L’attrait de la vie sauvage
Aleš Palán (1965) est un écrivain et journaliste qui s'est fait remarquer notamment pour ses interviews réunies dans plusieurs livres. Il est lauréat de plusieurs prix littéraires. Son livre d'entretiens avec les frères Daniel et Jiří Reynek a obtenu le Prix annuel de la Fondation littéraire tchèque et son guide original des bas-fonds de la ville de Brno intitulé Brnox a remporté le prix Magnesia litera, sans doute la distinction littéraire tchèque la plus prestigieuse. Cette brillante carrière a été précédée cependant par des années de recherches et d'interrogations. Et c'est dans cette période qu'il faut chercher peut-être les origines de son dernier succès, un livre de rencontres avec des hommes et des femmes qui ont choisi de vivre dans la solitude de la forêt de la Šumava. Aleš Palán avoue avoir subi, lui-même, l'attrait de la vie sauvage et avoir vécu en marge de la société, en marge du « système » :« Je me suis dégagé du ‘système’ vers la fin des années 1980 lorsque j’ai commencé à vagabonder à travers la Tchécoslovaquie.

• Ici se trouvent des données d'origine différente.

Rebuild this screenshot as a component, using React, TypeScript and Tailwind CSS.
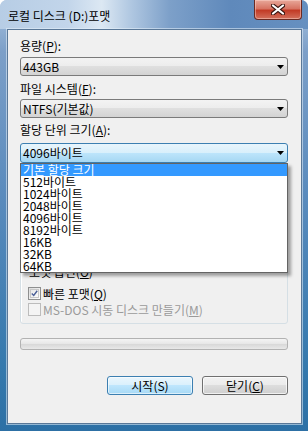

N’ayant pas de passeport, je ne pouvais pas passer la frontière. Je bivouaquais dans des forêts, je couchais dans des caves, chez des amis, dans des cages d’escaliers des HLM… Actuellement je n’envisage pas de sortir du ‘système’, je n’arrive pas à l’imaginer. Je sens pourtant un besoin de solitude, mais pas si radical. Peut-être cela arrivera-t-il un jour. »
Vivre en solitaire
Neuf personnes éprises de solitude, dont deux frères jumeaux, répondent dans le livre à ce journaliste habile qui prend soin de ne pas effaroucher ce gibier rare. En leur posant des questions astucieuses, Aleš Palán pénètre petit à petit dans l'intimité de ses interlocuteurs, met en relief les spécificités de leurs vies, brosse leurs portraits hauts en couleurs et tâche de dévoiler les motifs de leur décision de vivre en solitaire :« Je sens que beaucoup parmi ceux que j’ai interrogés sont des êtres très profonds, très introspectifs qui sont capables d’examiner leur for intérieur d’une façon profonde et douloureuse. Moi, en tant que journaliste, j’ai fait des centaines, peut-être, des milliers d’interviews, j’ai publié une vingtaine de livres, mais je n’ai jamais eu à faire avec ce genre d’introspection, ce genre d’autocritique destructrice et sans bornes. (…) Ils ont créé leur milieu, leur utopie intérieure, leur utopie vivante, ils vivent dans cette utopie et ce sont eux-mêmes qui définissent les règles de leurs vies parce qu’ils ont connu les règles de la nature. »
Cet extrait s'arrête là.